Vom ersten Bild an ist die Figur in beiden Filmen nicht greifbar: Im Splitscreen-Verfahren, in lauter unterschiedlichen Bildkadern wird gezeigt, wie Mesrine und seine Begleiterin ihre klandestine  Wohnung verlassen und ihrem Schicksal an der Porte de Clignancourt entgegen fahren. Diese Erzählstrategie des Aufspaltens, des Fragmentarischen färbt das Diptychon fortan wie eine Grundierung ein.

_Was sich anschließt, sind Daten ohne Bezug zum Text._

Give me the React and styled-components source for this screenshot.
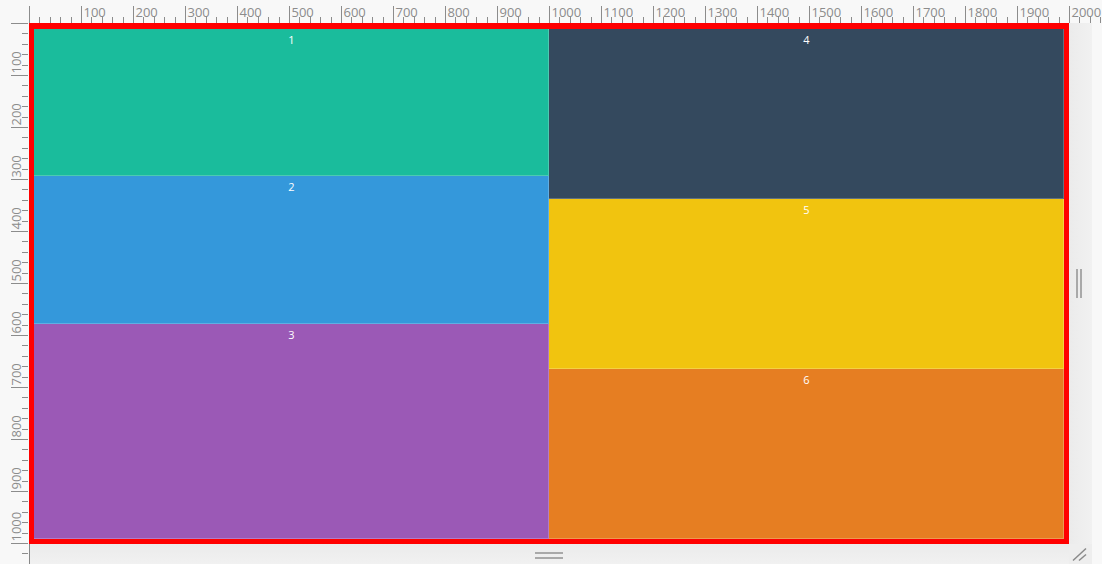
import React from "react";
import styled, { createGlobalStyle } from "styled-components";

const Global = createGlobalStyle`
  html, body { margin: 0; padding: 0; background: #f8f8f8; }
  body { font-family: "Open Sans", "Noto Sans", sans-serif; overflow: hidden; }
`;

const Page = styled.div`
  display: grid;
  grid-template-columns: 29px 1073px;
  grid-template-rows: 23px 541px;
  width: 1102px;
  height: 564px;
  overflow: hidden;
`;

const Corner = styled.div``;

const RulerBox = styled.div`
  overflow: hidden;
  svg { display: block; }
`;

const Workspace = styled.div`
  display: grid;
  grid-template-columns: 1040px 23px;
  grid-template-rows: 521px 20px;
`;

const Frame = styled.div`
  box-sizing: border-box;
  border: solid #ff0000;
  border-width: 6px 5px 5px 5px;
  display: flex;
  background: #ddd;
`;

const Column = styled.div`
  flex: 1 1 0;
  display: flex;
  flex-direction: column;
  min-width: 0;
`;

const Panel = styled.div`
  flex: ${(p) => p.$grow} 1 0;
  min-height: 0;
  background: ${(p) => p.$bg};
  color: #fff;
  font-size: 11px;
  text-align: center;
  padding-top: 3px;
  box-sizing: border-box;
  box-shadow: inset -1px -1px 0 rgba(255, 255, 255, 0.22);
`;

const SideStrip = styled.div`
  background: linear-gradient(to right, #ebebeb, #f1f1f1);
  display: flex;
  align-items: center;
  padding-left: 7px;
  gap: 2px;
`;

const VBar = styled.div`
  width: 2px;
  height: 29px;
  background: #a9a9a9;
`;

const BottomStrip = styled.div`
  background: linear-gradient(to bottom, #ebebeb, #f1f1f1);
  display: flex;
  flex-direction: column;
  align-items: center;
  padding-top: 8px;
  gap: 3px;
  box-shadow: inset 1px 0 0 #888;
`;

const HBar = styled.div`
  width: 28px;
  height: 2px;
  background: #a9a9a9;
`;

const Grip = styled.div`
  background: #eeeeee;
  svg { display: block; }
`;

const STEP = 10.4;

function TopRuler() {
  const ticks = [];
  for (let i = 0; i * STEP < 1073; i++) {
    const x = Math.round(i * STEP) + 0.5;
    const long = i % 5 === 0;
    ticks.push(
      <line key={"t" + i} x1={x} x2={x} y1={long ? 6 : 17} y2={23} stroke="#8c8c8c" strokeWidth="1" />
    );
    if (long && i > 0) {
      ticks.push(
        <text key={"l" + i} x={x + 2} y={16.5} fontSize="13" fill="#8c8c8c" fontFamily="Open Sans, sans-serif">
          {i * 20}
        </text>
      );
    }
  }
  return (
    <RulerBox>
      <svg width="1073" height="23">{ticks}</svg>
    </RulerBox>
  );
}

function LeftRuler() {
  const ticks = [];
  for (let i = 0; i * STEP < 541; i++) {
    const y = Math.round(i * STEP) + 0.5;
    const long = i % 5 === 0;
    ticks.push(
      <line key={"t" + i} y1={y} y2={y} x1={long ? 11 : 22} x2={28} stroke="#8c8c8c" strokeWidth="1" />
    );
    if (long && i > 0) {
      ticks.push(
        <text
          key={"l" + i}
          transform={`translate(20.5 ${y - 2}) rotate(-90)`}
          fontSize="13"
          fill="#8c8c8c"
          fontFamily="Open Sans, sans-serif"
        >
          {i * 20}
        </text>
      );
    }
  }
  return (
    <RulerBox>
      <svg width="29" height="541">{ticks}</svg>
    </RulerBox>
  );
}

const left = [
  { n: 1, bg: "#1abc9c", g: 147 },
  { n: 2, bg: "#3498db", g: 147 },
  { n: 3, bg: "#9b59b6", g: 216 },
];
const right = [
  { n: 4, bg: "#34495e", g: 1 },
  { n: 5, bg: "#f1c40f", g: 1 },
  { n: 6, bg: "#e67e22", g: 1 },
];

export default function App() {
  return (
    <>
      <Global />
      <Page>
        <Corner />
        <TopRuler />
        <LeftRuler />
        <Workspace>
          <Frame>
            <Column>
              {left.map((p) => (
                <Panel key={p.n} $bg={p.bg} $grow={p.g}>{p.n}</Panel>
              ))}
            </Column>
            <Column>
              {right.map((p) => (
                <Panel key={p.n} $bg={p.bg} $grow={p.g}>{p.n}</Panel>
              ))}
            </Column>
          </Frame>
          <SideStrip>
            <VBar />
            <VBar />
          </SideStrip>
          <BottomStrip>
            <HBar />
            <HBar />
          </BottomStrip>
          <Grip>
            <svg width="23" height="20">
              <line x1="4" y1="16.5" x2="17" y2="4.5" stroke="#8a8a8a" strokeWidth="1.5" />
              <line x1="10" y1="16.5" x2="17" y2="10.5" stroke="#8a8a8a" strokeWidth="1.5" />
            </svg>
          </Grip>
        </Workspace>
      </Page>
    </>
  );
}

Cassel hat von Anfang an darauf bestanden, Mesrine in allen Aspekten, in all seiner  Ambivalenz zu spielen. Wie die Filme von Aufstieg und Fall erzählen, hat indes auch seine komödiantischen, komplizenhaften Aspekte: eine tiefe Freude am Gelingen. Aber Richet und Dafri umgehen die zahlreichen Fallen, die dieser Stoff birgt, umsichtig. Weder verherrlichen sie Mesrine, noch wählen sie die weit unverfänglichere Erzählperspektive der Polizei. Sie lassen sich auf die Widersprüche der Figur ein, begeben sich ins Schlepptau ihres Temperaments, trauen diesem Schillern aber nur so lange, bis die Ambivalenz in Beschwichtigung umschlägt. Vor allem gehen sie nicht Mesrines Selbstzeugnissen auf den Leim, seiner Prahlerei und dem Opportunismus, der ihn smart den Zeitgeist aufgreifen lässt. In einer Epoche, als der Terror der Roten Brigaden und der Baader-Meinhof-Gruppe zwei Nachbarländer Frankreichs in Angst und Schrecken versetzte, gefiel sich auch Mesrine als ein politisch Verfolgter. Cassel rechnet diese Figur, die sich als Robin Hood gefällt und doch das eigene Wohlleben als einzigen Maßstab akzeptiert, scharf aus. Zusehends paranoid und egozentrisch wird auch die Inszenierung. Mesrine beansprucht die Hoheit im Bildraum und entwindet sich zugleich ständig dem Gefangensein im Kader. Die Anarchie, die der Film ihm zugesteht, ist eine kinetische: Seine stärkste Motivation ist das Adrenalin.